# Exploration on Python Multiprocessing

In [1]:
import multiprocessing as mp
import time
import sys

### Test the blocking of processes
- Normal process
- daemon process

`sys.stdout.flush()`: 

Python's standard out is buffered (meaning that it collects some of the data "written" to standard out before it writes it to the terminal). Calling `sys.stdout.flush()` forces it to "flush" the buffer, meaning that it will write everything in the buffer to the terminal, even if normally it would wait before doing so. 

In [2]:
def sleepy_worker():
    p = mp.current_process()
    print('starting :',p.name, p.pid)
    sys.stdout.flush()
    for i in range(3):
        print('Sleep time:',i)
        sys.stdout.flush()
        time.sleep(2)
    print('Exiting :',p.name, p.pid)
    sys.stdout.flush()

In [3]:
def normal_worker():
    p = mp.current_process()
    print('starting :',p.name, p.pid)
    sys.stdout.flush()
    print('Exiting :',p.name, p.pid)
    sys.stdout.flush()

In [4]:
sleepy = mp.Process(name='sleepy', target=sleepy_worker)
normal = mp.Process(name='normal', target=normal_worker)
sleepy.start()
normal.start()

starting : sleepy 28233
Sleep time: 0
starting : normal 28234
Exiting : normal 28234
Sleep time: 1
Sleep time: 2
Exiting : sleepy 28233


**Conclution:** There is no blocking between those children processes.

In [8]:
if __name__ == '__main__':
    sleepy = mp.Process(name='sleepy', target=sleepy_worker)
    sleepy.daemon = True
    normal = mp.Process(name='normal', target=normal_worker)
    sleepy.start()
    time.sleep(2)
    normal.start()

starting : sleepy 28640
Sleep time: 0
Sleep time: 1
starting : normal 28644
Exiting : normal 28644
Sleep time: 2
Exiting : sleepy 28640


**Conclution:** If this block was run in `.py` file, then there will be no output after the existing of normal. Since all of the non-daemon processes (including the main program) exit before the daemon process wakes up from its sleep.

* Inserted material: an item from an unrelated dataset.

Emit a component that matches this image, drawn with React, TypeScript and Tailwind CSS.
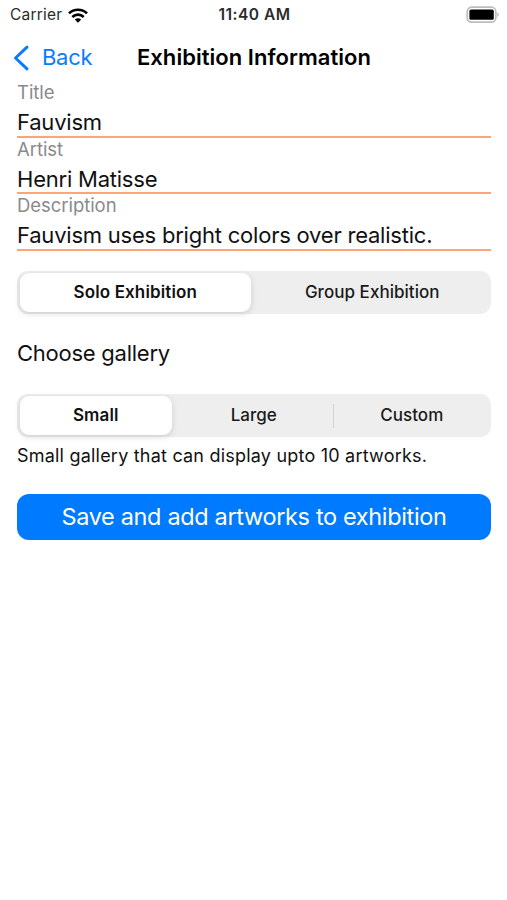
import { useState } from "react";

const fields = [
  { label: "Title", value: "Fauvism" },
  { label: "Artist", value: "Henri Matisse" },
  { label: "Description", value: "Fauvism uses bright colors over realistic." },
];

function StatusBar() {
  return (
    <div className="grid h-[30px] grid-cols-[1fr_auto_1fr] items-center pr-[8px] pl-[10px] text-[#2b2b2b]">
      <div className="flex items-center gap-[6px]">
        <span className="text-[15.5px] tracking-[0.2px]">Carrier</span>
        <svg width="20" height="15" viewBox="0 0 20 15" fill="none" stroke="#000" strokeWidth="2.7">
          <path d="M1 5.4C6 .5 14 .5 19 5.4" />
          <path d="M4.3 8.9c3.3-3.1 8.1-3.1 11.4 0" />
          <path d="M10 14.7l-3.2-3.3c1.8-1.7 4.6-1.7 6.4 0z" fill="#000" stroke="none" />
        </svg>
      </div>
      <span className="text-[15.5px] font-semibold tracking-[0.5px] whitespace-nowrap">11:40 AM</span>
      <svg className="justify-self-end" width="33" height="18" viewBox="0 0 33 18">
        <rect x="1.2" y="1.2" width="28.6" height="15" rx="4.5" fill="#fff" stroke="#bdbdbd" strokeWidth="1.7" />
        <rect x="3.4" y="3.6" width="24.4" height="10.2" rx="1.6" fill="#000" />
        <path d="M31.4 6.6c1.6.6 1.6 3.8 0 4.4z" fill="#a8a8a8" />
      </svg>
    </div>
  );
}

function Segmented({ options, initial }: { options: string[]; initial: string }) {
  const [selected, setSelected] = useState(initial);
  const current = options.indexOf(selected);

  return (
    <div className="flex h-[43px] rounded-[11px] bg-[#eeeeee]">
      {options.map((option, i) => (
        <div
          key={option}
          className={
            i > 0 && i - 1 !== current && i !== current
              ? "relative flex-1 py-[2px] pr-[3px] pl-[2.5px] before:absolute before:top-[10px] before:left-0 before:h-6 before:w-px before:bg-[#d2d2d4]"
              : "relative flex-1 py-[2px] pr-[3px] pl-[2.5px]"
          }
        >
          <button
            type="button"
            onClick={() => setSelected(option)}
            className={
              option === selected
                ? "h-[39px] w-full rounded-[9px] bg-white text-[17px] font-semibold tracking-[0.13px] shadow-[0_2px_6px_rgba(0,0,0,0.14)]"
                : "h-[39px] w-full text-[17px] font-medium tracking-[0.04px] text-[#1a1a1a]"
            }
          >
            {option}
          </button>
        </div>
      ))}
    </div>
  );
}

export default function App() {
  return (
    <div className="min-h-[900px] w-[507px] bg-white font-['Inter',sans-serif] text-[#111]">
      <StatusBar />
      <header className="grid h-[55px] grid-cols-[1fr_auto_1fr] items-center pl-[13px] pr-[12px]">
        <button type="button" className="flex items-center gap-[12px] text-[22px] tracking-[-0.3px] text-[#087cff]">
          <svg width="17" height="26" viewBox="0 0 17 26" fill="none" stroke="currentColor" strokeWidth="3" strokeLinecap="round" strokeLinejoin="round">
            <path d="M14 2.2L2.5 13 14 23.8" />
          </svg>
          Back
        </button>
        <h1 className="text-[22px] font-semibold tracking-[0.04px] text-black">Exhibition Information</h1>
      </header>

      <main className="pr-[16px] pl-[17px]">
        {fields.map((field) => (
          <div key={field.label} className="h-[56.5px]">
            <p className="h-[14px] text-[18.5px] leading-[15px] tracking-[-0.05px] text-[#8a8a8d]">{field.label}</p>
            <p className="h-[38.5px] border-b-2 border-[#fba676] pt-[10px] text-[22px] leading-[27px] tracking-[-0.22px]">{field.value}</p>
          </div>
        ))}

        <div className="mt-[16.5px]">
          <Segmented options={["Solo Exhibition", "Group Exhibition"]} initial="Solo Exhibition" />
        </div>
        <h2 className="mt-[23px] text-[22px] leading-8 tracking-[-0.25px]">Choose gallery</h2>
        <div className="mt-[25px]">
          <Segmented options={["Small", "Large", "Custom"]} initial="Small" />
        </div>
        <p className="mt-[7px] text-[18px] leading-6 tracking-[0.21px]">Small gallery that can display upto 10 artworks.</p>
        <button type="button" className="mt-[25.5px] h-[46px] w-full rounded-[12px] bg-[#007aff] text-[23.5px] tracking-[-0.35px] text-white">
          Save and add artworks to exhibition
        </button>
      </main>
    </div>
  );
}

It means the non-daemon process will block the main program, while those daemon will not block it. But when the main process stops, all other daemons will be terminated.

`Process.join(timeout)` means that the main program will wait for `timeout` seconds for the process to finish its work. And it will block the main process from moving forward. Thus, by some means, you'd better start all the processes you want before join any of them.

`Process.terminate()` kills the child process, but **Note** It is important to `join()` the process after terminating it in order to give the background machinery time to update the status of the object to reflect the termination.

## Communication between processes

Any pickle-able object can pass through a Queue.

- One Queue for storing tasks
- Another Queue storing the results of workers.

In [9]:
mp.cpu_count()

4

**Signal Between Processes**
- Using Event
- `event.wait()` Block until the event being set
- `event.set()`

**Controlling Access to Resources**
- Using Lock
- `with lock:`
- `lock.acquire()` and `lock.release()`

**Synchronizing Operations**
- Using Condition
- `with condition`
- `condition.wait()`
- `conditon.notify_all()`

**Semaphore**

**Manager**

**Namespace**

### Process Pools
- Using Multiprocessing.Pool()
- `pool.map()` is functionally equivalent to the built-in `map()`, except that individual tasks run in parallel. 
- Since the pool is processing its inputs in parallel, `close()` and `join()` can be used to synchronize the main process with the task processes to ensure proper cleanup.
- By default `Pool` creates a fixed number of worker processes and passes jobs to them until there are no more jobs. Setting the `maxtasksperchild` parameter tells the pool to restart a worker process after it has finished a few tasks. This can be used to avoid having long-running workers consume ever more system resources.